I worked in the investment industry for a little bit and the one thing that you notice right away is that it’s pretty dominated by males. Depending on the survey you look at, about 5% to 10% of investment professionals are females, and especially as you move up to more senior levels, that number dwindles.

“We find that women have to substantially outperform the average individual to get the same number of clicks as a man.”

We really wanted to get at whether there’s actually a gender bias, and what got us really excited about it was the fact that in investment management there are core performance indicators. You buy a stock, the stock goes up or down, and that gets attributed to you as part of your performance. We thought this was a really clean setting where we could try to control for performance to see if characteristics that shouldn’t be affecting that performance, such as someone’s gender, are affecting how their colleagues are paying attention to their ideas and rating those ideas.

Q: Did the results jibe with what you expected, given your experience in this industry?

I went in with an expectation that we might find gender bias in the industry, but we thought that this is such a performance-driven industry that if you could actually measure how someone’s performing in the moment that you’re deciding to click on that recommendation to rate it or not to rate it, that that should counteract the subconscious bias in the industry. Unfortunately it looks like in the first stage, when people have very little information about the analysis, people are using gender as some sort of screening characteristic.

But the silver lining is that once they’re given all the pertinent information and they can see how they analyze a stock, the gender bias disappears; men and women are treated exactly the same. So we’re finding bias when there’s search costs and uncertainty—related, maybe, to not having enough pertinent information or too many choices to sort through.

Q: Beyond reflecting gender inequality, what do you think is driving this difference?

It’s hard to tell. In the paper, one thing we do test is whether the bias get worse when there are many ideas to sort through. If there are seven or eight new recommendations on the platform, maybe you click on all of them. But when there are 100 in the last couple of days, that becomes a little harder—you obviously can’t allocate time to all of them. We do find that as there are more recommendations to sift through over the last several days, the gender bias is strongest. Maybe you’re used to working with your male peers, so when you have a lot of recommendations to sift through, you’re going to be more likely to just to click on the ones that seem to fit with the industry.

I think it’s really important to highlight that something like this is going on. Maybe being aware that this bias exists, you might be more likely when faced a choice of clicking on something or letting someone pitch you or hiring someone—to think, wait, maybe I am being a little biased here; let me take a step back.

Q: How much of this is a result of it being online? Would there be a different result in another setting?

That’s an important question, because we need to be clear about boundary conditions with any research. Maybe we’d only see this online, whereas face to face we would expect less of this bias or a different kind of bias. It’s hard to tell how it would translate exactly, but I think there are a lot of contexts that this resembles.
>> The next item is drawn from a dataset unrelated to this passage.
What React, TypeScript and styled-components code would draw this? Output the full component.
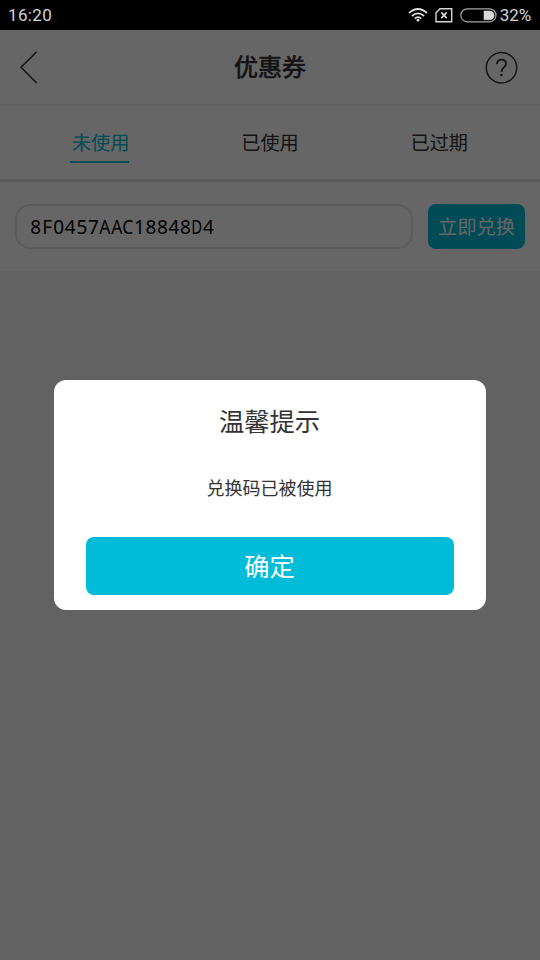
import React from "react";
import styled, { createGlobalStyle } from "styled-components";

const GlobalStyle = createGlobalStyle`
  * { box-sizing: border-box; }
  body { margin: 0; background: #f5f5f5; font-family: "Noto Sans CJK SC", sans-serif; }
  button { border: 0; padding: 0; font-family: inherit; }
`;

const Screen = styled.div`
  display: flex;
  flex-direction: column;
  height: 960px;
  width: 540px;
  overflow: hidden;
`;

const StatusBar = styled.header`
  display: flex;
  align-items: center;
  justify-content: space-between;
  height: 30px;
  padding: 0 9px 0 8px;
  background: #000;
  color: #d2d2d2;
  font: 17px/31px Roboto, sans-serif;
`;

const Clock = styled.span`
  letter-spacing: 0.35px;
`;

const StatusIcons = styled.div`
  display: flex;
  align-items: center;
  height: 30px;
`;

const Percent = styled.span`
  margin-left: 3px;
  letter-spacing: -0.1px;
`;

const NavBar = styled.nav`
  display: flex;
  align-items: center;
  justify-content: space-between;
  height: 75px;
  padding: 0 22px 0 19px;
  background: #fff;
  border-bottom: 1px solid #efefef;
`;

const NavSlot = styled.div`
  display: flex;
  width: 34px;
`;

const Title = styled.h1`
  margin: 0 0 3px 3px;
  font-size: 24px;
  line-height: 36px;
  font-weight: 400;
  -webkit-text-stroke: 0.7px #333;
  color: #333;
`;

const Tabs = styled.div`
  display: grid;
  grid-template-columns: repeat(3, 169.3px);
  justify-content: center;
  height: 77px;
  padding: 20px 2px 0 0;
  background: #fff;
  border-bottom: 3px solid #e0e0e0;
`;

const Tab = styled.div<{ $active?: boolean }>`
  justify-self: center;
  height: 38px;
  padding-left: 2px;
  font-size: 19.2px;
  line-height: 34px;
  color: ${(p) => (p.$active ? "#00bcd8" : "#333")};
  border-bottom: 2px solid ${(p) => (p.$active ? "#00bcd8" : "transparent")};
`;

const RedeemRow = styled.div`
  display: flex;
  gap: 15px;
  height: 89px;
  padding: 22px 15px 0;
  background: #fff;
`;

const CodeField = styled.div`
  flex: 1;
  height: 45px;
  padding-left: 13px;
  border: 2px solid #e6e6e6;
  border-radius: 15px;
  font: 19px/43px "Noto Sans", sans-serif;
  color: #000;
  white-space: nowrap;
`;

const Glyph = styled.span<{ $cell: number; $squeeze: number }>`
  display: inline-flex;
  justify-content: center;
  width: ${(p) => p.$cell}px;
  transform: scaleX(${(p) => p.$squeeze});
`;

const RedeemButton = styled.button`
  width: 97px;
  height: 45px;
  border-radius: 8px;
  background: #00bcd8;
  color: #fff;
  font-size: 19.3px;
  line-height: 43px;
`;

const Overlay = styled.div`
  position: absolute;
  top: 30px;
  left: 0;
  display: flex;
  align-items: flex-start;
  justify-content: center;
  width: 540px;
  height: 930px;
  padding-top: 350px;
  background: rgba(0, 0, 0, 0.6);
`;

const Dialog = styled.section`
  display: flex;
  flex-direction: column;
  align-items: center;
  width: 432px;
  height: 229.5px;
  padding-top: 21px;
  border-radius: 12px;
  background: #fff;
  color: #333;
`;

const DialogTitle = styled.h2`
  margin: 0;
  padding-right: 1px;
  font-size: 25.3px;
  line-height: 38px;
  font-weight: 400;
`;

const Message = styled.p`
  margin: 34px 0 0;
  padding-right: 1px;
  font-size: 18px;
  line-height: 28px;
`;

const ConfirmButton = styled.button`
  width: 368px;
  height: 58px;
  margin-top: 35.5px;
  padding: 0 1px 2px 0;
  border-radius: 8px;
  background: #00bcd8;
  color: #fff;
  font-size: 25.3px;
  line-height: 56px;
`;

const CELL_WIDTH = 11.52;
const SQUEEZE: Record<string, number> = { A: 0.92, C: 0.92, D: 0.78 };

function RedeemCode({ code }: { code: string }) {
  return (
    <CodeField>
      {code.split("").map((c, i) => (
        <Glyph key={i} $cell={CELL_WIDTH} $squeeze={SQUEEZE[c] ?? 1}>{c}</Glyph>
      ))}
    </CodeField>
  );
}

function WifiIcon() {
  return (
    <svg width="20" height="14" viewBox="0 0 20 14" fill="none" stroke="#dedede" strokeWidth="1.7">
      <path d="M1 5Q10 -3 19 5M3.9 8Q10 2.6 16.1 8M6.7 10.6Q10 7.8 13.3 10.6" />
      <circle cx="10" cy="12.2" r="1.4" fill="#dedede" stroke="none" />
    </svg>
  );
}

function SimIcon() {
  return (
    <svg width="18" height="15" viewBox="0 0 18 15" fill="none" stroke="#d6d6d6">
      <path d="M5 .8H16.7V13.8H1V4.8Z" strokeWidth="1.4" />
      <path d="M6.3 4.4l5.4 5.8M11.7 4.4l-5.4 5.8" strokeWidth="1.7" />
    </svg>
  );
}

function BatteryIcon() {
  return (
    <svg width="37" height="15" viewBox="0 0 37 15" fill="none">
      <rect x=".8" y=".8" width="35.2" height="13" rx="6.5" stroke="#a5a5a5" strokeWidth="1.2" />
      <path d="M24 3H29.7a4.3 4.3 0 0 1 0 8.8H24Z" fill="#d8d8d8" stroke="#d8d8d8" strokeWidth=".6" />
    </svg>
  );
}

const IconGap = styled.span`
  width: 7px;
`;

export default function App() {
  return (
    <>
      <GlobalStyle />
      <Screen>
        <StatusBar>
          <Clock>16:20</Clock>
          <StatusIcons>
            <WifiIcon />
            <IconGap />
            <SimIcon />
            <IconGap />
            <BatteryIcon />
            <Percent>32%</Percent>
          </StatusIcons>
        </StatusBar>
        <NavBar>
          <NavSlot>
            <svg width="20" height="34" viewBox="0 0 20 34" fill="none" stroke="#333" strokeWidth="1.5">
              <path d="M17.7 1.7L2 17.3L17.7 33" />
            </svg>
          </NavSlot>
          <Title>优惠券</Title>
          <NavSlot>
            <svg width="34" height="34" viewBox="0 0 34 34" fill="none" stroke="#333">
              <circle cx="17.5" cy="17.7" r="15.2" strokeWidth="1.5" />
              <path d="M13 14.3C13 11.3 14.8 9.7 17.5 9.7S22 11.4 22 13.8C22 17.2 17.4 17.4 17.4 22" strokeWidth="1.8" />
              <circle cx="17.4" cy="25" r="1.3" fill="#333" stroke="none" />
            </svg>
          </NavSlot>
        </NavBar>
        <Tabs>
          <Tab $active>未使用</Tab>
          <Tab>已使用</Tab>
          <Tab>已过期</Tab>
        </Tabs>
        <RedeemRow>
          <RedeemCode code="8F0457AAC18848D4" />
          <RedeemButton>立即兑换</RedeemButton>
        </RedeemRow>
      </Screen>
      <Overlay>
        <Dialog>
          <DialogTitle>温馨提示</DialogTitle>
          <Message>兑换码已被使用</Message>
          <ConfirmButton>确定</ConfirmButton>
        </Dialog>
      </Overlay>
    </>
  );
}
I’ll go back to hiring, where you’re just given a stack of résumés; it’s no different than seeing a screen full of potential investment recommendations. You have very little actual knowledge about the individual and are trying to make the best decision, often time-constrained. A lot of popular jobs are not getting one or two applications—they’re getting hundreds. And there’s one or two hiring managers sifting through them, so they may actually be relying on a lot of these subconscious bias or sorting characteristics. I think it resembles a lot of organizational processes where you don’t actually have face-to-face interaction.

And it obviously translates very well to digital platforms more generally, which have been growing in importance, from crowdfunding platforms to labor markets, such as the freelance market. There are a lot of these online platforms and we think that what we find would be very pertinent to those.
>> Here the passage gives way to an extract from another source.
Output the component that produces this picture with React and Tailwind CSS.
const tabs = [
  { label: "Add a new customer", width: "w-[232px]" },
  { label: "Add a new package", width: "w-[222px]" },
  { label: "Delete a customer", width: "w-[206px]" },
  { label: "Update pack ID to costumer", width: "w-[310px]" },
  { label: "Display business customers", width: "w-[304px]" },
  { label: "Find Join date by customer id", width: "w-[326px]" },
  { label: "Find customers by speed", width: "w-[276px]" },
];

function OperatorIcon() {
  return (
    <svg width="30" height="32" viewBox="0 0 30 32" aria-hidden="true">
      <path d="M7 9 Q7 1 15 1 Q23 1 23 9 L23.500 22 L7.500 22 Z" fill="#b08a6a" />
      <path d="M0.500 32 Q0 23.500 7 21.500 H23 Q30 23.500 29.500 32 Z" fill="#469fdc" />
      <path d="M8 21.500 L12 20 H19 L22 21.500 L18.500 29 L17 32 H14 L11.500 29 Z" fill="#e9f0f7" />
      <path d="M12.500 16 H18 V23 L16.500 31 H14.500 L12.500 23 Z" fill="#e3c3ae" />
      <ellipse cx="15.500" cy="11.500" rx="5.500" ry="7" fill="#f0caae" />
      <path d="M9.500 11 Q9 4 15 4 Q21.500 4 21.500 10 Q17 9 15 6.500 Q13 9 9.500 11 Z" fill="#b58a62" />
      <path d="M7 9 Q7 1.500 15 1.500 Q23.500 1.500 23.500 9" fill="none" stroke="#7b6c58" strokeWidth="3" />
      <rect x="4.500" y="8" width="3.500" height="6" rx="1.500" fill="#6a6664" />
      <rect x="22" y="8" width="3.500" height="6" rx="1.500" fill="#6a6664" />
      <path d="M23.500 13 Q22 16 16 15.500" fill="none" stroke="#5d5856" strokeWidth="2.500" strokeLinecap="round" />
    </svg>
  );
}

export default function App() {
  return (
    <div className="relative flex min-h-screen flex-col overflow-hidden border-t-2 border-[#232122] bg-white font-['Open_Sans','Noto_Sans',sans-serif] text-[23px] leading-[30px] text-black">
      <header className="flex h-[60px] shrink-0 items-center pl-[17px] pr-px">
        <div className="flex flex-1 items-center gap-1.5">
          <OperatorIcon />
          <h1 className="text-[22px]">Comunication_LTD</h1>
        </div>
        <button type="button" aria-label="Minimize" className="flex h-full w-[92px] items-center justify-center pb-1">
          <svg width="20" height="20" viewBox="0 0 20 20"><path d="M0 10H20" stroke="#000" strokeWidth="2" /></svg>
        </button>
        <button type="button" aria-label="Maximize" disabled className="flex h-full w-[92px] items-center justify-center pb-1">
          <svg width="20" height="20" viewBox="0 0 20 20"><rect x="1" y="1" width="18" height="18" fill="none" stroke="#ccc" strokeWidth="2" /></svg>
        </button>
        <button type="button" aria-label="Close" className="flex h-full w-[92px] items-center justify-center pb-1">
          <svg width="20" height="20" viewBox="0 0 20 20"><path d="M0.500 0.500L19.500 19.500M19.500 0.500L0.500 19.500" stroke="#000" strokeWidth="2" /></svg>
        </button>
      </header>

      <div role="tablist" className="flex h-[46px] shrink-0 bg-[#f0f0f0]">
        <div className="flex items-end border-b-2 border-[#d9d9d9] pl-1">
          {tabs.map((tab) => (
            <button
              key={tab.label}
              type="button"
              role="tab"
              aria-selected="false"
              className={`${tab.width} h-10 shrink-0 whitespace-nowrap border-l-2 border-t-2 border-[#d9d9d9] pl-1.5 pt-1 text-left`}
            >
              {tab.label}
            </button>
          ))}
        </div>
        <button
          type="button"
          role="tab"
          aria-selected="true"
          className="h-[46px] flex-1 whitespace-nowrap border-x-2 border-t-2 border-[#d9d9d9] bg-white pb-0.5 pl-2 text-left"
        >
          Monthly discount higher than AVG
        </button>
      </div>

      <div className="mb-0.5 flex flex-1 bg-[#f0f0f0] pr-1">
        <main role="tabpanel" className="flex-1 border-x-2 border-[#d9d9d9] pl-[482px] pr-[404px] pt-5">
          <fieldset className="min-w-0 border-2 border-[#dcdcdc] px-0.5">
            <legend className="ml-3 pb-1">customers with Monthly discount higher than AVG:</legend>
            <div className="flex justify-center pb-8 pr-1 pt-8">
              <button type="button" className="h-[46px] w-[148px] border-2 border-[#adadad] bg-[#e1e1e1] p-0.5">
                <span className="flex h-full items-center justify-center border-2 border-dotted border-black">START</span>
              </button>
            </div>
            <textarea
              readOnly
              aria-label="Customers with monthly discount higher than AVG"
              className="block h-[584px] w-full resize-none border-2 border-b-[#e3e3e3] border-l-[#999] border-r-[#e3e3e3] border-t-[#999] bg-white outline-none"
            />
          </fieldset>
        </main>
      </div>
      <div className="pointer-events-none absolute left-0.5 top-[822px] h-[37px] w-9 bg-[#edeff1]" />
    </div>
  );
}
When it comes to organizational processes like hiring, we may even expect a stronger bias because when you’re hiring someone to be an engineer, let’s say, if they don’t have work product that’s solely theirs that you can judge performance on, you might be more likely to fall back on your biases. Whereas we’re finding it in a context where you’re being told this person is outperforming the market, objectively speaking, and we’re still seeing, at least at the first stage, that people are clicking less on recommendations posted by women versus posted by men.

Q: It sounds like money’s being left on the table.

It’s hard to say that these fund managers perform worse because they’re not paying attention, but they are leaving some opportunities out there that are just as good as the ones that they are viewing. They’re not making the decision with all the information they could be.

That brings us to another key point in the paper, which is that we find that women have to substantially outperform the average individual to get the same number of clicks at the first stage as a man. We’re able to match these data with the financial market data for the next year or two so we know what the best ideas were at the time. And what we found is that it’s not only that you have to be a good performer, but you have to be one of the best performers to get the same level of attention.

Q: Do you know whether there’s anything else besides gender that might be impacting how people choose? Ethnicity, for example?

We were really interested in making the paper even broader, not just about gender. But another unfortunate fact about this industry is that it’s heavily dominated by white males. When we started looking at names that suggested different ethnicities, there just weren’t enough people in our sample to have any meaningful analysis. It suggested a very similar result, but the numbers are even less than those of females.

What makes it harder is, when we talked to people in the industry while running this research, some people with more ethnic-signaling names said they would actually publicly use a different first name, so they would not be kind of singled out for their ethnicity.

Women do the same. We presented this paper at one point, and a female former analyst came up to us and said, “Thank you for writing this paper, because my whole career I went by my initials thinking that my name was really holding me back. People in my family thought I was crazy, but people in my industry understood.”

Q: Can you extrapolate from these findings to other industries?

The key reason we focused on finance is the ability to control for objective performance. I think once you move into other industries, it’s really hard to say that this person’s a better writer than that person or a better marketer than this person or they can hire better talent than that person. But I do think that other industries, especially those with stark contrasts in distribution of gender, where we would be able to focus on some sort of evaluation process—project evaluation, end-of-year evaluations, hiring—we would see something similar during conditions of not having enough pertinent information about what’s being evaluated or too much uncertainty or search costs.